Il est impossible d’exprimer avec plus de délicatesse un sentiment plus doux. Tous les chants des jeunes paysannes bretonnes {et ils sont nombreux) ont le même caractère de pudique réserve : vous diriez qu’on y sent toujours battre le cœur d’une vierge. Lorsque le sujet s’élève, comme en cette circonstance, et que l’auteur se trouve lié à celui qu’il chante par une communauté d’origine, de langue, de traditions, de souvenirs, d’intérêts et d’affections, résultat du vieil esprit de clan, il s’enveloppe d’ombres discrètes, et le mystère prête à son œuvre un charme nouveau.

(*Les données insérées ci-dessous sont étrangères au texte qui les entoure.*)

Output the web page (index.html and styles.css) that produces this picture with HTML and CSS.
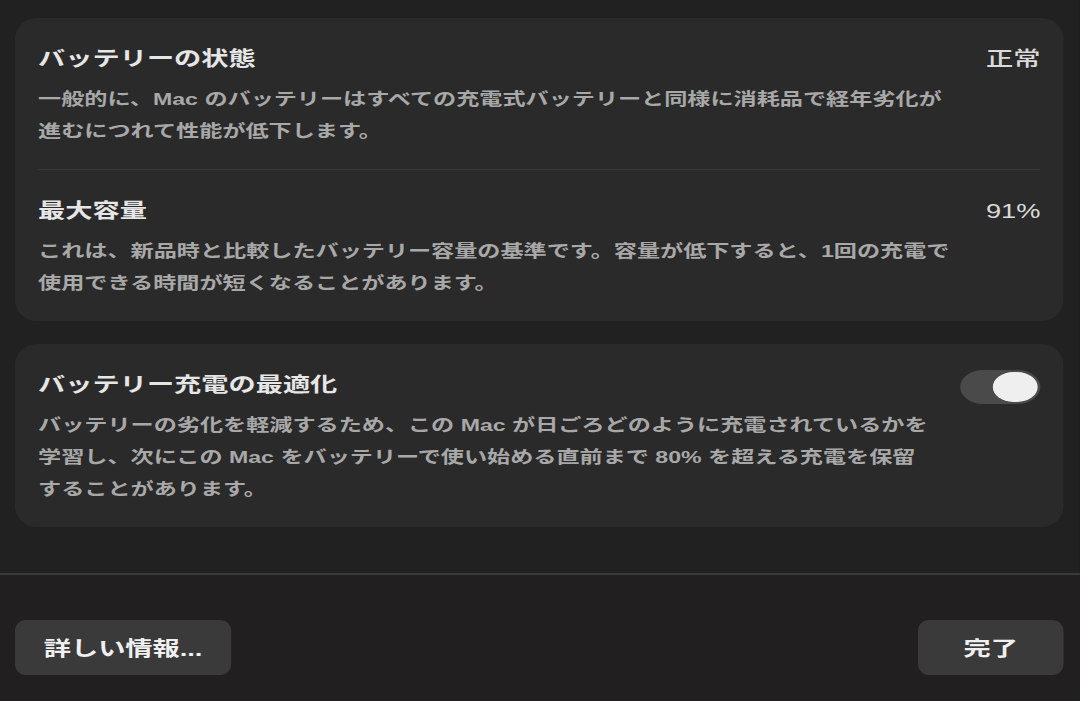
FILE: index.html
```html
<!DOCTYPE html>
<html lang="ja">
<head>
    <meta charset="UTF-8">
    <title>バッテリー</title>
    <link rel="stylesheet" href="styles.css">
</head>
<body>
    <div class="sheet">
        <div class="content">
            <section class="card">
                <div class="row">
                    <div class="text">
                        <h2 class="title">バッテリーの状態</h2>
                        <p class="desc">一般的に、Mac のバッテリーはすべての充電式バッテリーと同様に消耗品で経年劣化が<br>進むにつれて性能が低下します。</p>
                    </div>
                    <div class="value">正常</div>
                </div>
                <div class="row">
                    <div class="text">
                        <h2 class="title">最大容量</h2>
                        <p class="desc">これは、新品時と比較したバッテリー容量の基準です。容量が低下すると、1回の充電で<br>使用できる時間が短くなることがあります。</p>
                    </div>
                    <div class="value">91%</div>
                </div>
            </section>
            <section class="card">
                <div class="row">
                    <div class="text">
                        <h2 class="title">バッテリー充電の最適化</h2>
                        <p class="desc">バッテリーの劣化を軽減するため、この Mac が日ごろどのように充電されているかを<br>学習し、次にこの Mac をバッテリーで使い始める直前まで 80% を超える充電を保留<br>することがあります。</p>
                    </div>
                    <div class="toggle on"><span class="knob"></span></div>
                </div>
            </section>
        </div>
        <div class="footer">
            <a href="#" class="btn btn-info">詳しい情報...</a>
            <a href="#" class="btn btn-done">完了</a>
        </div>
    </div>
</body>
</html>
```

FILE: styles.css
```css
* {
    margin: 0;
    padding: 0;
    box-sizing: border-box;
    text-decoration: none;
}
body {
    background: #211f20;
    font-family: "Liberation Sans", "Noto Sans CJK JP", sans-serif;
    overflow: hidden;
}
/* the screenshot is stretched sideways, so the whole sheet is too */
.sheet {
    width: 794px;
    height: 701px;
    display: flex;
    flex-direction: column;
    transform: scaleX(1.36);
    transform-origin: 0 0;
}
.content {
    flex: 1;
    background: #212121;
    padding: 18px 12px 0 11px;
    display: flex;
    flex-direction: column;
    gap: 23px;
}
.card {
    background: #2a2a2a;
    border-radius: 16px / 21px;
    padding: 0 17px;
}
.row {
    display: flex;
    justify-content: space-between;
    align-items: flex-start;
    padding: 26px 0 21px;
}
.row + .row {
    border-top: 1px solid #383838;
}
.title {
    font-size: 20px;
    line-height: 30px;
    font-weight: 700;
    color: #e6e6e6;
}
.desc {
    margin-top: 10px;
    font-size: 17px;
    line-height: 32px;
    font-weight: 700;
    color: #a8a8a8;
    white-space: nowrap;
}
.value {
    font-size: 20px;
    line-height: 30px;
    font-weight: 500;
    color: #dadada;
}
.toggle {
    width: 59px;
    height: 34px;
    border-radius: 17px;
    background: #4a4a4a;
    padding: 2px;
    display: flex;
    justify-content: flex-end;
    align-items: center;
}
.knob {
    width: 33px;
    height: 30px;
    border-radius: 15px;
    background: #efefef;
}
.footer {
    height: 128px;
    border-top: 2px solid #3a3a3a;
    padding: 45px 12px 0 11px;
    display: flex;
    justify-content: space-between;
    align-items: flex-start;
}
.btn {
    height: 55px;
    border-radius: 8px / 11px;
    background: #3b3a3b;
    color: #f0f0f0;
    font-size: 20px;
    font-weight: 700;
    display: flex;
    align-items: center;
    justify-content: center;
}
.btn-info {
    width: 159px;
}
.btn-done {
    width: 107px;
}
```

Mais malheur a qui le trahit ! Alors arrivent par troupeaux ces chercheurs de motifs et de paroles qu’on appelle compositeurs de romances : jugeant l’esprit Français moins pénétrant que celui des paysans bas bretons, ils déchirent tous les voiles dont le chaste poêle a enveloppé sa création virginale ; ils chargent de notes l’harmonieuse plainte qui devait avoir pour unique accompagnement le frôlement du fuseau de la jeune fileuse, et l’imprudent révélateur n’a plus qu’a se frapper la poitrine en répétant ce vers de Virgile, que M. Sainte-Beuve a fait passer avec tant de bonheur et d’art dans la poésie française :


Perditus, ah ! liquidis immisi fontibus apros !

J'ai mis le sanglier dans la claire fontaine,

Amour du peuplier !


  1. Quarterly Review, June 1843, p. 37.